AHC: End racial segregation in the U.S. before 1900

With a P.O.D. no later than 1763, your goal is to end not only chattel slavery, but all forms of de jure, state-sanctioned racial segregation at both the Federal and State levels, prior to the turn of the 20th century. Though the P.O.D. pre-dates the American Revolutionary War, there must be a roughly analogous independence and subsequent union of the 13 Colonies to that of OTL.

Hard mode: End slavery and segregation between 1789 and 1900

God mode: End segregation between 1865 and 1900.
 

CaliGuy

Banned
You need to have better U.S. Supreme Court Justices as well as greater federal engagement in the South after Reconstruction. Indeed, perhaps a post-Civil War Marshall-like Plan for the South could have done the trick here and resulted in large-scale support for racial integration as well as for the Republican Party among poor Southern Whites.

Now, the crucial questions here are these--where exactly does the money come from for this plan and where exactly does the political will come from for this plan?
 

B-29_Bomber

Banned
Hard mode: End slavery and segregation between 1789 and 1900

This is incredibly easy.

Delay the Cotton Gin until the late 1830s.

With this you'd probably see the OTL Civil War Border States plus Virginia (maybe even Tennessee) vote to end slavery by the 1830s. Without the Upper South to back them up the Deep South wouldn't have the political clout to raise as big of a stink in the 1840s and 1850s, thus avoiding the polarization of the 1850s that led to the Civil War OTL.

As for the Deep South, you'd probably see a greater push from the rest of the country to end slavery through compensated emancipation. This'll probably take place between 1865-1900 with most of the Deep South ending slavery during the 1890s due to the Boll Weevil blight.

As for Segregation, without the Civil War you wouldn't have the bitterness of having their way of life end at the gun barrel of those Damn Yankees, so there'd be less hatred of the freedmen. You'd probably see less institutionalized Jim Crow in the South.

While this might not end Segregation outright by 1900, it does change the nature of the issue during the 20th century into being largely irrelevant. By the ALT 2017 I doubt most would even remember Segregation and Jim Crow even being a thing.
 
In addition to delaying the cotton gin, you always have the old standby that negotiations over the Constitution go a little differently, or westward expansion gets fleshed out differently. A few states, like Virginia, has early support for compensated emancipation, including George Washington and Thomas Jefferson. A few butterflies flap their wings, and Kentucky and Tennessee could have been free states, while Virginia has a plan in place to end slavery within a generation.

The earlier you end slavery, the less racism there would likely be as well - most of what we understand as racism was cooked up over decades to justify the continued existence of slavery.
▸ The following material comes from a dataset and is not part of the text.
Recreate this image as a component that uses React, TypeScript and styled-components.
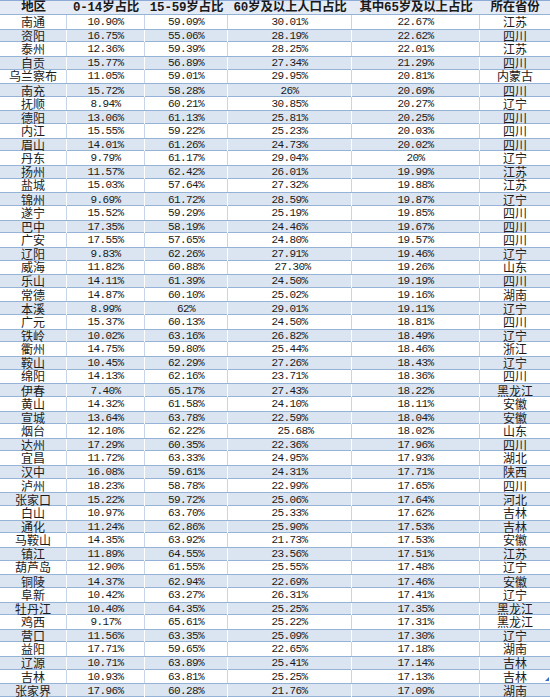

It's hard to justify owning another human being, especially in a country where human beings are supposed to have rights - this is why later slaveowners increasingly viewed slaves as property, not people, and jumped through a number of insane hoops - head bumps, to name one - in order to justify that view, that the black man not only is not equal to the white man, but less then a man.

Most of the founders did not view blacks as inherently inferior - were you to say, introduce them to President Obama, they wouldn't be too shocked, because for many of them, class and education determined your status, not your skin color, and Obama is a well-dressed educated rich guy. You get a large population of free blacks early on, give them a generation to homestead, start businesses and educate their kids, and most importantly, plant the idea that given the same opportunity as white people, black people can succeed just as capably, and you strangle a lot of the roots of racism in the cradle, which strikes another blow against remaining slave states. It's hard for a South Carolinian slave owner to say slavery is the natural state of existence for the black man, when an abolitionist can point out to a host of black men up north that own land, operate businesses and serve as judges, sheriffs and even mayors.
 
Of course if the African Americans are freed this early, I doubt they would exist as a separate group today. We would have seen increased racial mixing, but also a American south more open to European immigration. The result would be outside a few isolated groups, the African Americans would likely have ended up assimilate into the general American population.
 
I wonder if a very early POD would be necessary. Looking at Bacon's Rebellion, in the 1670s, if the rebellion hadn't happened and indentured servants from Europe were the dominant form of servitude over the next 100 or 150 years, North American would look entirely different. Maybe the Irish would be at the bottom of the social pecking order in that scenario.
 
Why not a horse-drawn cotton picker at approximately the same time that the cotton gin is invented...reduces the need for slaves exponentially and makes it possible for smaller farmers to successfully grow cotton (at the same time marking the death knell for plantations as such)...
 

Schnozzberry

Gone Fishin'
Donor
Another thing that could potentially nudge segregation away could be a religious revival of sorts. Perhaps a new church arises that promotes the idea of everyone being equal before God?